• [Problem description]:
Please transcribe the listing below in full and word for word, without its pictures.
****************************************
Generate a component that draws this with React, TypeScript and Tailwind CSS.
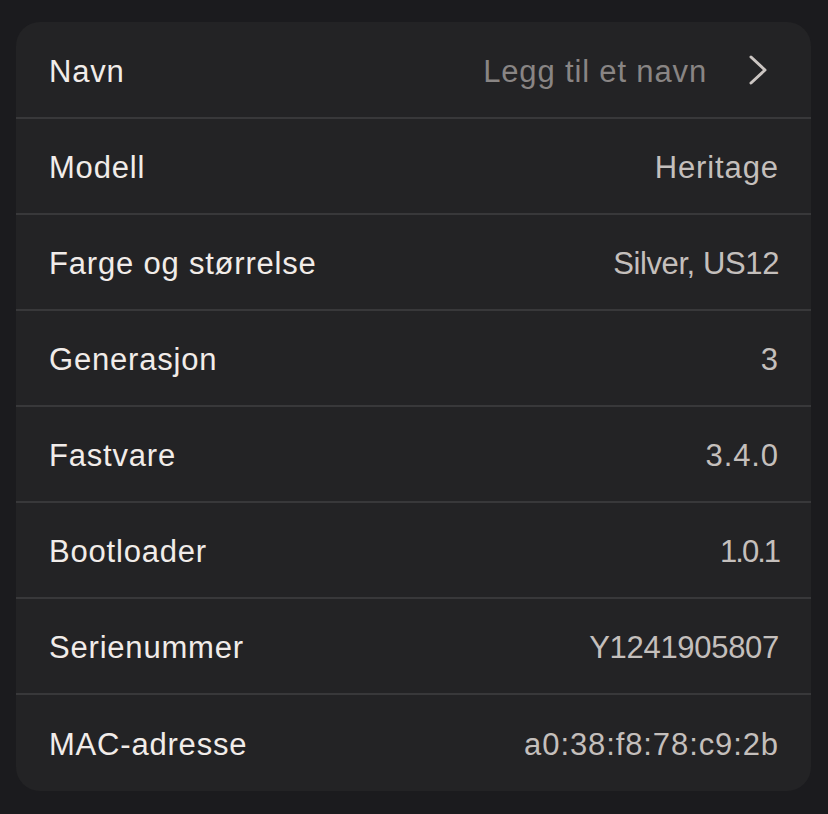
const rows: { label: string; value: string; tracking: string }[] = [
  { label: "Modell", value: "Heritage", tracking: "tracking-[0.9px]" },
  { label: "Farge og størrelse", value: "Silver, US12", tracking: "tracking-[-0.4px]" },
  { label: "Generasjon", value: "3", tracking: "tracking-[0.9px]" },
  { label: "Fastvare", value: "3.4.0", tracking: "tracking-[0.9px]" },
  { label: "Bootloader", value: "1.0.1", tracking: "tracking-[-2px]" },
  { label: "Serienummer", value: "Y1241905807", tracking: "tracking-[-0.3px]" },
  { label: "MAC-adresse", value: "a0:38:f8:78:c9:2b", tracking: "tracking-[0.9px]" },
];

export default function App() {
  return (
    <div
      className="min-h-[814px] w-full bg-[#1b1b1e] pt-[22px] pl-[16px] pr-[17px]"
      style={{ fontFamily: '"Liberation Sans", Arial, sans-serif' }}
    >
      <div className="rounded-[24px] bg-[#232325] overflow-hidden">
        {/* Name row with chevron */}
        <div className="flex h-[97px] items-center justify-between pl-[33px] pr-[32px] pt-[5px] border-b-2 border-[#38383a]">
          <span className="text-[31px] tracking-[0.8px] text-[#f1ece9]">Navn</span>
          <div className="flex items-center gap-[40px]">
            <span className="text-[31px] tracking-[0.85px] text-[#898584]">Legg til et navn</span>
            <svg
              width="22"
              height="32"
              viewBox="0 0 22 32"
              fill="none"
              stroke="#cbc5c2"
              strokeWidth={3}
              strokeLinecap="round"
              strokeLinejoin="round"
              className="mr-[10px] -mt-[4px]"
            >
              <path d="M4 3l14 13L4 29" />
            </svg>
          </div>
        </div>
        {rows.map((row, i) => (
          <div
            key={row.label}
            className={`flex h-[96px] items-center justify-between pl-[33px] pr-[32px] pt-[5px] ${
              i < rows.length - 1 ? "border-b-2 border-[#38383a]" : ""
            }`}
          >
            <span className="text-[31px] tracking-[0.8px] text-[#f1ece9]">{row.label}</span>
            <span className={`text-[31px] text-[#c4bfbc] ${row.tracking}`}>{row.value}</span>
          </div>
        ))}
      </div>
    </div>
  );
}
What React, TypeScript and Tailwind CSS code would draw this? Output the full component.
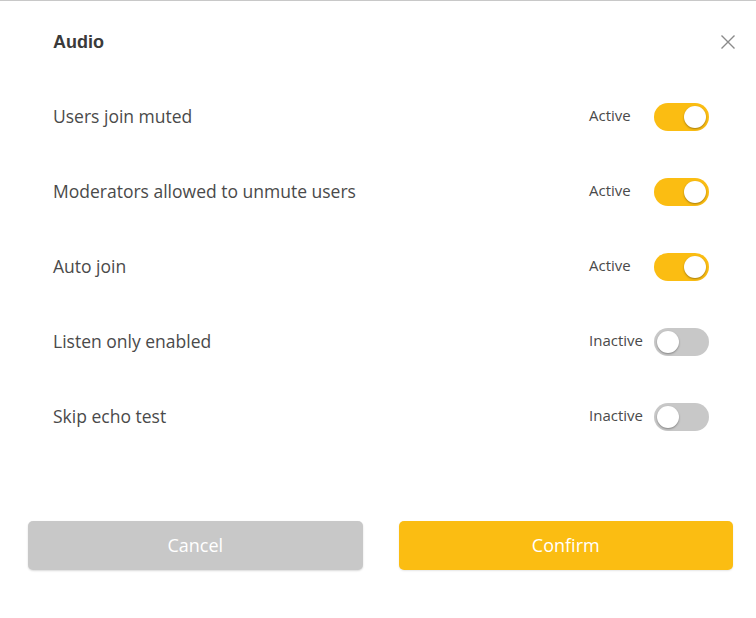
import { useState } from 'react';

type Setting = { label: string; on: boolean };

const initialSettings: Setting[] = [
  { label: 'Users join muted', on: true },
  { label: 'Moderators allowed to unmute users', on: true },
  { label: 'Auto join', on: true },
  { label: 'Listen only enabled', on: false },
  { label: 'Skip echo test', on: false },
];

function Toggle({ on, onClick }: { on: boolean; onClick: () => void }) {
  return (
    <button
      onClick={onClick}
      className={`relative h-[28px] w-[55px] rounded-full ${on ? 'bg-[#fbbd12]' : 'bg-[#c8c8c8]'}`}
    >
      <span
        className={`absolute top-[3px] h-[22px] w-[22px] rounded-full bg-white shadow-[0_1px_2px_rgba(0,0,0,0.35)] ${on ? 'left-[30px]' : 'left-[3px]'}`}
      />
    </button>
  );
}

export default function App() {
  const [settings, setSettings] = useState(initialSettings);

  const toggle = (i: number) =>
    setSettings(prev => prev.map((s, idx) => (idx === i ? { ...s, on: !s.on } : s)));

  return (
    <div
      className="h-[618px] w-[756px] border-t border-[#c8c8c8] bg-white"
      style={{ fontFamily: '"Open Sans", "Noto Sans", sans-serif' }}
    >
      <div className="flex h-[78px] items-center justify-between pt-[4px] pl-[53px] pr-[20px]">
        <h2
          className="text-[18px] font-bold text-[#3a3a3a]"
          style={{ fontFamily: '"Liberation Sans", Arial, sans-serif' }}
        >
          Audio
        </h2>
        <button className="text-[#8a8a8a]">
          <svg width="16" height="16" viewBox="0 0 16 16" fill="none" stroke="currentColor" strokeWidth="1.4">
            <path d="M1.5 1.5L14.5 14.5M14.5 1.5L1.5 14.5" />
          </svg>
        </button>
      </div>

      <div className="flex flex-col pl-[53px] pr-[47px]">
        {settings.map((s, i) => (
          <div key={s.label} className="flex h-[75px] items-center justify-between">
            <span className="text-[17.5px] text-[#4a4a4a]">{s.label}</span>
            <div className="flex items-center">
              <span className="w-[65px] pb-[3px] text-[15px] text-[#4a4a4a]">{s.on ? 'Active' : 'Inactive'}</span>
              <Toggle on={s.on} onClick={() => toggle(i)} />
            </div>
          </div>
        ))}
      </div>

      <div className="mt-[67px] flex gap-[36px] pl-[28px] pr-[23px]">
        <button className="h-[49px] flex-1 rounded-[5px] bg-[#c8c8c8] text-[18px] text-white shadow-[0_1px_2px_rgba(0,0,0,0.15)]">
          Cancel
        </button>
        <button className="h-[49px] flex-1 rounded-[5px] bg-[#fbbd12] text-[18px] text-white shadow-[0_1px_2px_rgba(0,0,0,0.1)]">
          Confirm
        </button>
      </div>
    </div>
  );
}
****************************************
• [Solved problem]:
Generate a component that draws this with React, TypeScript and Tailwind CSS.
const rows: { label: string; value: string; tracking: string }[] = [
  { label: "Modell", value: "Heritage", tracking: "tracking-[0.9px]" },
  { label: "Farge og størrelse", value: "Silver, US12", tracking: "tracking-[-0.4px]" },
  { label: "Generasjon", value: "3", tracking: "tracking-[0.9px]" },
  { label: "Fastvare", value: "3.4.0", tracking: "tracking-[0.9px]" },
  { label: "Bootloader", value: "1.0.1", tracking: "tracking-[-2px]" },
  { label: "Serienummer", value: "Y1241905807", tracking: "tracking-[-0.3px]" },
  { label: "MAC-adresse", value: "a0:38:f8:78:c9:2b", tracking: "tracking-[0.9px]" },
];

export default function App() {
  return (
    <div
      className="min-h-[814px] w-full bg-[#1b1b1e] pt-[22px] pl-[16px] pr-[17px]"
      style={{ fontFamily: '"Liberation Sans", Arial, sans-serif' }}
    >
      <div className="rounded-[24px] bg-[#232325] overflow-hidden">
        {/* Name row with chevron */}
        <div className="flex h-[97px] items-center justify-between pl-[33px] pr-[32px] pt-[5px] border-b-2 border-[#38383a]">
          <span className="text-[31px] tracking-[0.8px] text-[#f1ece9]">Navn</span>
          <div className="flex items-center gap-[40px]">
            <span className="text-[31px] tracking-[0.85px] text-[#898584]">Legg til et navn</span>
            <svg
              width="22"
              height="32"
              viewBox="0 0 22 32"
              fill="none"
              stroke="#cbc5c2"
              strokeWidth={3}
              strokeLinecap="round"
              strokeLinejoin="round"
              className="mr-[10px] -mt-[4px]"
            >
              <path d="M4 3l14 13L4 29" />
            </svg>
          </div>
        </div>
        {rows.map((row, i) => (
          <div
            key={row.label}
            className={`flex h-[96px] items-center justify-between pl-[33px] pr-[32px] pt-[5px] ${
              i < rows.length - 1 ? "border-b-2 border-[#38383a]" : ""
            }`}
          >
            <span className="text-[31px] tracking-[0.8px] text-[#f1ece9]">{row.label}</span>
            <span className={`text-[31px] text-[#c4bfbc] ${row.tracking}`}>{row.value}</span>
          </div>
        ))}
      </div>
    </div>
  );
}
What React, TypeScript and Tailwind CSS code would draw this? Output the full component.
import { useState } from 'react';

type Setting = { label: string; on: boolean };

const initialSettings: Setting[] = [
  { label: 'Users join muted', on: true },
  { label: 'Moderators allowed to unmute users', on: true },
  { label: 'Auto join', on: true },
  { label: 'Listen only enabled', on: false },
  { label: 'Skip echo test', on: false },
];

function Toggle({ on, onClick }: { on: boolean; onClick: () => void }) {
  return (
    <button
      onClick={onClick}
      className={`relative h-[28px] w-[55px] rounded-full ${on ? 'bg-[#fbbd12]' : 'bg-[#c8c8c8]'}`}
    >
      <span
        className={`absolute top-[3px] h-[22px] w-[22px] rounded-full bg-white shadow-[0_1px_2px_rgba(0,0,0,0.35)] ${on ? 'left-[30px]' : 'left-[3px]'}`}
      />
    </button>
  );
}

export default function App() {
  const [settings, setSettings] = useState(initialSettings);

  const toggle = (i: number) =>
    setSettings(prev => prev.map((s, idx) => (idx === i ? { ...s, on: !s.on } : s)));

  return (
    <div
      className="h-[618px] w-[756px] border-t border-[#c8c8c8] bg-white"
      style={{ fontFamily: '"Open Sans", "Noto Sans", sans-serif' }}
    >
      <div className="flex h-[78px] items-center justify-between pt-[4px] pl-[53px] pr-[20px]">
        <h2
          className="text-[18px] font-bold text-[#3a3a3a]"
          style={{ fontFamily: '"Liberation Sans", Arial, sans-serif' }}
        >
          Audio
        </h2>
        <button className="text-[#8a8a8a]">
          <svg width="16" height="16" viewBox="0 0 16 16" fill="none" stroke="currentColor" strokeWidth="1.4">
            <path d="M1.5 1.5L14.5 14.5M14.5 1.5L1.5 14.5" />
          </svg>
        </button>
      </div>

      <div className="flex flex-col pl-[53px] pr-[47px]">
        {settings.map((s, i) => (
          <div key={s.label} className="flex h-[75px] items-center justify-between">
            <span className="text-[17.5px] text-[#4a4a4a]">{s.label}</span>
            <div className="flex items-center">
              <span className="w-[65px] pb-[3px] text-[15px] text-[#4a4a4a]">{s.on ? 'Active' : 'Inactive'}</span>
              <Toggle on={s.on} onClick={() => toggle(i)} />
            </div>
          </div>
        ))}
      </div>

      <div className="mt-[67px] flex gap-[36px] pl-[28px] pr-[23px]">
        <button className="h-[49px] flex-1 rounded-[5px] bg-[#c8c8c8] text-[18px] text-white shadow-[0_1px_2px_rgba(0,0,0,0.15)]">
          Cancel
        </button>
        <button className="h-[49px] flex-1 rounded-[5px] bg-[#fbbd12] text-[18px] text-white shadow-[0_1px_2px_rgba(0,0,0,0.1)]">
          Confirm
        </button>
      </div>
    </div>
  );
}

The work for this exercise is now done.